ヤクルト青木宣親と大のスワローズファン尾崎世界観の異色対話…メジャーで感じた「数字の力」尾崎の疑問「人の数字が気になることは?」<Number Web> photograph by Miki Fukano

偉大なヒットメイカー・ヤクルトの青木宣親(左)と大のスワローズファンでミュージシャン・作家の尾崎世界観の異色対話『青木世界観』が実現した

「マネーボール」の原作が出版されたのは2003年で、「打率が多少低くても、出塁率が高い選手を獲る」という場面があったと思いますが、20年以上経った今ではもっと細かい数値で分析していると思います。今の流行りで言えばバッターは「打球速度」や「打球角度」が重要視されていて、そうなると打球速度を上げるためのトレーニング方法とか、打球角度をつけるためのマシンもたくさん出ているんですよ。

 メジャーリーグのチームが使っているとなれば商売に繋がるので、球団にもたくさん売り込みに来る。だからチームにはその種の器具がたくさん置いてあります。打球角度をつけるために、斜めに置いた板の間からボールを打つ練習のための道具とか、本当にありとあらゆるものが揃っていて面白いですよ。

 求められる「数値」があって、じゃあそこに届くにはどうしたらいいか、ということで色々なものが広がっていく。もちろんドラフト戦略にも関わっていくわけですか ら、アマチュアの選手たちもそういう最新のトレーニングで力をつけてくるわけです。 僕の大学時代みたいに「自分の正面にネットを置いて左側に打つ」なんてそんな感じじゃない(笑)。そのあたりは本当に時代の変化を感じますね。

「ゴロの打ち方」を知らない選手も…

 ただ、それはもちろんいいことばかりじゃなくて、懸念材料もあると思います。例えば今のアメリカは「ランナー一塁で、ホームランを打って2点」みたいな野球になっていますよね。点の取り方としては結局、ランナーが出たらドカーンと2、3点 というような形。1点を取りにいくという野球は時代遅れだという印象です。となれ ばバッターとしては全体的に「ホームランを打ちたい」となってくる。打球角度を上げることを目指せば、ゴロを打ちにいこうとする選手は減ってきます。これからは「ゴロの打ち方」を知らない選手も出てくるのかなと思ったりします。

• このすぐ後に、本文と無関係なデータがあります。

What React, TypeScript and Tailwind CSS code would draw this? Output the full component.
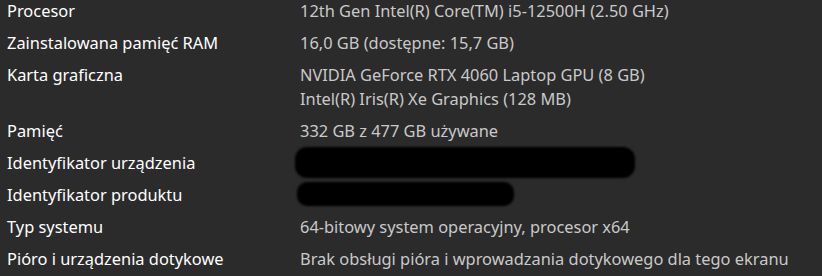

 あるいは、数値や数字が目の前にあってそれを上げるための機器やトレーニング方法が山ほどあれば、自分で練習方法を考えたり試行錯誤したりすることが苦手になってしまう。考える力がなくなってくると、また違った弊害が出てくるんじゃないかなと思うんです。去年、ダルビッシュ有投手がテレビのインタビューの中で「昔は分からないところから問題を解いていくものだったのが、今は問題集のように解き方が横に書いてある。野球がつまらなくなってしまうんじゃないか」というような話をしていたけれど、そういった思いは僕も凄く理解できますね。

話せば話すほど面白いダルビッシュ

 余談ですけれど、ダルビッシュは本当に面白いですよ。メジャー時代から家族ぐるみで付き合いがあって色々な話をしたんですが、野球に対する考え方とか人間的な面でも凄く気が合います。

 オタク気質で、栄養学や野球の知識、データとか何から何まで知っている。かといって、堅物かといえば凄く柔軟な考え方を持っていて情が深いところもある。話せば話すほど本当に面白い人間です。